■ Required work ■
Scan the following material for the string "this" and copy each line in which it appears.

■ Dataset excerpt ■
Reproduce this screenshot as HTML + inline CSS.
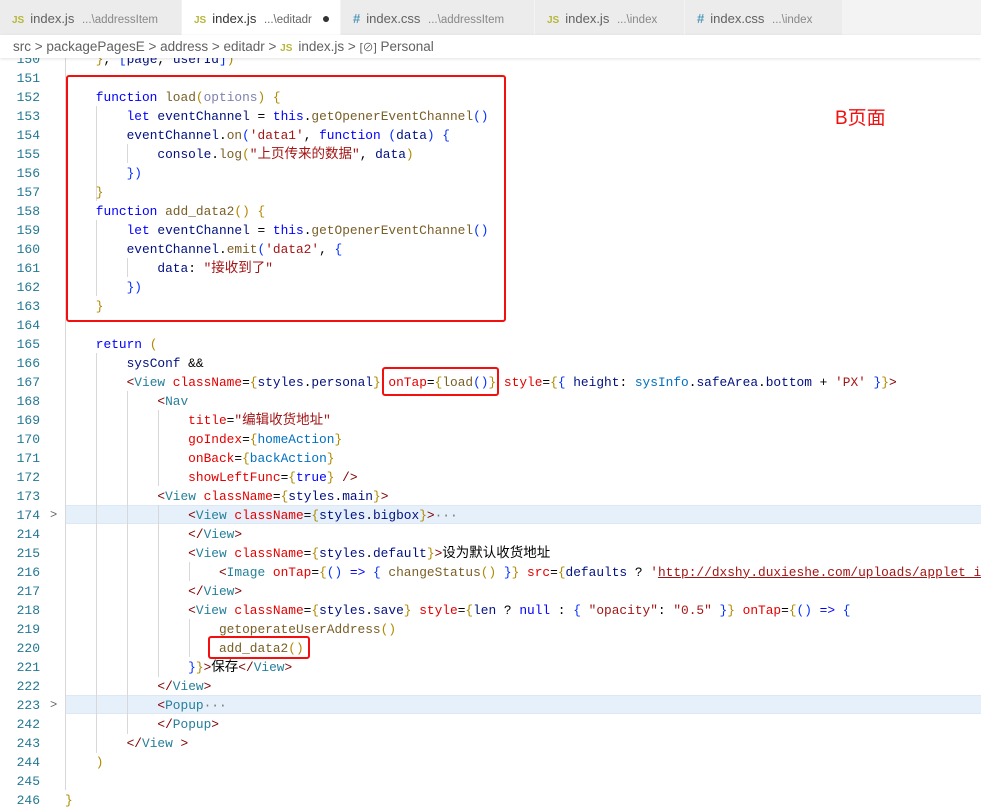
<!DOCTYPE html>
<html><head><meta charset="utf-8"><style>
*{margin:0;padding:0;box-sizing:border-box}
body{width:981px;height:811px;overflow:hidden;background:#fff;position:relative;font-family:"Liberation Sans","Noto Sans CJK SC",sans-serif}
.tabs{position:absolute;left:0;top:0;width:981px;height:35px;background:#f3f3f3}
.tab{position:absolute;top:0;height:35px;background:#ececec;font-size:13px;color:#616161;line-height:37px;padding-left:12px;white-space:nowrap;border-right:1px solid #f3f3f3}
.tab.act{background:#fff;color:#333}
.tab .d{font-size:11.5px;color:#888;margin-left:4px}
.tab.act .d{color:#666}
.js{font-weight:bold;font-size:10px;margin-right:6px;color:#b7b73b}
.hash{color:#519aba;font-weight:bold;margin-right:6px}
.bc{position:absolute;left:0;top:35px;width:981px;height:23px;background:#fff;font-size:13.5px;color:#616161;line-height:24px;padding-left:13px;z-index:5;box-shadow:0 1px 3px rgba(0,0,0,.12);white-space:nowrap}
.code{position:absolute;left:0;top:0;width:981px;height:811px;font-family:"Liberation Mono","Noto Sans CJK SC",monospace;font-size:12.84px}
.ln{position:absolute;left:0;width:40px;text-align:right;color:#237893;height:19px;line-height:19px;font-size:13px}
.l{position:absolute;left:65px;height:19px;line-height:19px;white-space:pre;color:#000}
.hl{position:absolute;left:65px;width:916px;height:19px;background:#e6f0fa;border-top:1px solid #dde8f3;border-bottom:1px solid #dde8f3}
.g{position:absolute;width:1px;background:#d8d8d8}
.fold{position:absolute;left:50px;color:#666;font-size:12px;height:19px;line-height:19px}
.k{color:#0000ff}.f{color:#795e26}.v{color:#001080}.s{color:#a31515}.t{color:#267f99}.a{color:#e50000}.b{color:#b08a00}.p{color:#0431fa}.gr{color:#800000}.u{color:#a31515;text-decoration:underline}
.cj{font-family:"Noto Sans CJK SC",sans-serif;font-size:13.5px;line-height:0}
.box{position:absolute;border:2.5px solid #f40f0f;border-radius:3px;z-index:6}
</style></head><body>
<div class="tabs">
<div class="tab" style="left:0;width:182px"><span class="js">JS</span>index.js <span class="d">...\addressItem</span></div>
<div class="tab act" style="left:182px;width:159px"><span class="js">JS</span>index.js <span class="d">...\editadr</span><span style="margin-left:10px;font-size:14px;color:#333">●</span></div>
<div class="tab" style="left:341px;width:194px"><span class="hash">#</span>index.css <span class="d">...\addressItem</span></div>
<div class="tab" style="left:535px;width:150px"><span class="js">JS</span>index.js <span class="d">...\index</span></div>
<div class="tab" style="left:685px;width:158px"><span class="hash">#</span>index.css <span class="d">...\index</span></div>
</div>
<div class="bc">src &gt; packagePagesE &gt; address &gt; editadr &gt; <span class="js">JS</span>index.js &gt; <span style="color:#555;font-size:11px">[⊘]</span> Personal</div>
<div class="code">
<div class="hl" style="top:505px"></div>
<div class="hl" style="top:695px"></div>
<div class="g" style="left:65px;top:58px;height:732px"></div>
<div class="g" style="left:96px;top:106px;height:95px"></div>
<div class="g" style="left:96px;top:220px;height:76px"></div>
<div class="g" style="left:127px;top:144px;height:19px"></div>
<div class="g" style="left:127px;top:258px;height:19px"></div>
<div class="g" style="left:96px;top:353px;height:400px"></div>
<div class="g" style="left:127px;top:391px;height:343px"></div>
<div class="g" style="left:158px;top:410px;height:76px"></div>
<div class="g" style="left:158px;top:505px;height:172px"></div>
<div class="g" style="left:189px;top:562px;height:19px"></div>
<div class="g" style="left:189px;top:619px;height:38px"></div>
<div id="L"></div>
</div>
<div class="box" style="left:66px;top:75px;width:440px;height:247px"></div>
<div class="box" style="left:382px;top:367px;width:117px;height:29px"></div>
<div class="box" style="left:208px;top:636px;width:102px;height:23px"></div>
<div style="position:absolute;left:835px;top:103px;color:#f01010;font-size:19px;font-family:'Liberation Sans','Noto Sans CJK SC',sans-serif">B页面</div>
<script>
var lines=[
[150,'    <span class="b">}</span>, <span class="p">[</span><span class="v">page</span>, <span class="v">userId</span><span class="p">]</span><span class="b">)</span>'],
[151,''],
[152,'    <span class="k">function</span> <span class="f">load</span><span class="b">(</span><span class="v" style="color:#8080b0">options</span><span class="b">)</span> <span class="b">{</span>'],
[153,'        <span class="k">let</span> <span class="v">eventChannel</span> = <span class="k">this</span>.<span class="f">getOpenerEventChannel</span><span class="p">()</span>'],
[154,'        <span class="v">eventChannel</span>.<span class="f">on</span><span class="p">(</span><span class="s">\'data1\'</span>, <span class="k">function</span> <span class="p">(</span><span class="v">data</span><span class="p">)</span> <span class="p">{</span>'],
[155,'            <span class="v">console</span>.<span class="f">log</span><span class="b">(</span><span class="s">"<span class="cj">上页传来的数据</span>"</span>, <span class="v">data</span><span class="b">)</span>'],
[156,'        <span class="p">})</span>'],
[157,'    <span class="b">}</span>'],
[158,'    <span class="k">function</span> <span class="f">add_data2</span><span class="b">()</span> <span class="b">{</span>'],
[159,'        <span class="k">let</span> <span class="v">eventChannel</span> = <span class="k">this</span>.<span class="f">getOpenerEventChannel</span><span class="p">()</span>'],
[160,'        <span class="v">eventChannel</span>.<span class="f">emit</span><span class="p">(</span><span class="s">\'data2\'</span>, <span class="p">{</span>'],
[161,'            <span class="v">data</span>: <span class="s">"<span class="cj">接收到了</span>"</span>'],
[162,'        <span class="p">})</span>'],
[163,'    <span class="b">}</span>'],
[164,''],
[165,'    <span class="k">return</span> <span class="b">(</span>'],
[166,'        <span class="v">sysConf</span> &amp;&amp;'],
[167,'        <span class="gr">&lt;</span><span class="t">View</span> <span class="a">className</span>=<span class="b">{</span><span class="v">styles</span>.<span class="v">personal</span><span class="b">}</span> <span class="a">onTap</span>=<span class="b">{</span><span class="f">load</span><span class="p">()</span><span class="b">}</span> <span class="a">style</span>=<span class="b">{</span><span class="p">{</span> <span class="v">height</span>: <span class="v" style="color:#0070c1">sysInfo</span>.<span class="v">safeArea</span>.<span class="v">bottom</span> + <span class="s">\'PX\'</span> <span class="p">}</span><span class="b">}</span><span class="gr">&gt;</span>'],
[168,'            <span class="gr">&lt;</span><span class="t">Nav</span>'],
[169,'                <span class="a">title</span>=<span class="s">"<span class="cj">编辑收货地址</span>"</span>'],
[170,'                <span class="a">goIndex</span>=<span class="b">{</span><span class="v" style="color:#0070c1">homeAction</span><span class="b">}</span>'],
[171,'                <span class="a">onBack</span>=<span class="b">{</span><span class="v" style="color:#0070c1">backAction</span><span class="b">}</span>'],
[172,'                <span class="a">showLeftFunc</span>=<span class="b">{</span><span class="k">true</span><span class="b">}</span> <span class="gr">/&gt;</span>'],
[173,'            <span class="gr">&lt;</span><span class="t">View</span> <span class="a">className</span>=<span class="b">{</span><span class="v">styles</span>.<span class="v">main</span><span class="b">}</span><span class="gr">&gt;</span>'],
[174,'                <span class="gr">&lt;</span><span class="t">View</span> <span class="a">className</span>=<span class="b">{</span><span class="v">styles</span>.<span class="v">bigbox</span><span class="b">}</span><span class="gr">&gt;</span><span style="color:#777">···</span>'],
[214,'                <span class="gr">&lt;/</span><span class="t">View</span><span class="gr">&gt;</span>'],
[215,'                <span class="gr">&lt;</span><span class="t">View</span> <span class="a">className</span>=<span class="b">{</span><span class="v">styles</span>.<span class="v">default</span><span class="b">}</span><span class="gr">&gt;</span><span class="cj">设为默认收货地址</span>'],
[216,'                    <span class="gr">&lt;</span><span class="t">Image</span> <span class="a">onTap</span>=<span class="b">{</span><span class="p">()</span> <span class="k">=&gt;</span> <span class="p">{</span> <span class="f">changeStatus</span><span class="b">()</span> <span class="p">}</span><span class="b">}</span> <span class="a">src</span>=<span class="b">{</span><span class="v">defaults</span> ? <span class="s">\'</span><span class="u">http://dxshy.duxieshe.com/uploads/applet_img/</span>'],
[217,'                <span class="gr">&lt;/</span><span class="t">View</span><span class="gr">&gt;</span>'],
[218,'                <span class="gr">&lt;</span><span class="t">View</span> <span class="a">className</span>=<span class="b">{</span><span class="v">styles</span>.<span class="v">save</span><span class="b">}</span> <span class="a">style</span>=<span class="b">{</span><span class="v">len</span> ? <span class="k">null</span> : <span class="p">{</span> <span class="s">"opacity"</span>: <span class="s">"0.5"</span> <span class="p">}</span><span class="b">}</span> <span class="a">onTap</span>=<span class="b">{</span><span class="p">()</span> <span class="k">=&gt;</span> <span class="p">{</span>'],
[219,'                    <span class="f">getoperateUserAddress</span><span class="b">()</span>'],
[220,'                    <span class="f">add_data2</span><span class="b">()</span>'],
[221,'                <span class="p">}</span><span class="b">}</span><span class="gr">&gt;</span><span class="cj">保存</span><span class="gr">&lt;/</span><span class="t">View</span><span class="gr">&gt;</span>'],
[222,'            <span class="gr">&lt;/</span><span class="t">View</span><span class="gr">&gt;</span>'],
[223,'            <span class="gr">&lt;</span><span class="t">Popup</span><span style="color:#777">···</span>'],
[242,'            <span class="gr">&lt;/</span><span class="t">Popup</span><span class="gr">&gt;</span>'],
[243,'        <span class="gr">&lt;/</span><span class="t">View</span> <span class="gr">&gt;</span>'],
[244,'    <span class="b">)</span>'],
[245,''],
[246,'<span class="b">}</span>']
];
var h='';
lines.forEach(function(x,i){var top=49.5+i*19;
h+='<div class="ln" style="top:'+top+'px">'+x[0]+'</div><div class="l" style="top:'+top+'px">'+x[1]+'</div>';
if(x[0]==174||x[0]==223)h+='<div class="fold" style="top:'+top+'px">&gt;</div>';});
document.getElementById('L').innerHTML=h;
</script>
</body></html>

■ Complete output ■
Reproduce this screenshot as HTML + inline CSS.
[153,'        <span class="k">let</span> <span class="v">eventChannel</span> = <span class="k">this</span>.<span class="f">getOpenerEventChannel</span><span class="p">()</span>'],
[159,'        <span class="k">let</span> <span class="v">eventChannel</span> = <span class="k">this</span>.<span class="f">getOpenerEventChannel</span><span class="p">()</span>'],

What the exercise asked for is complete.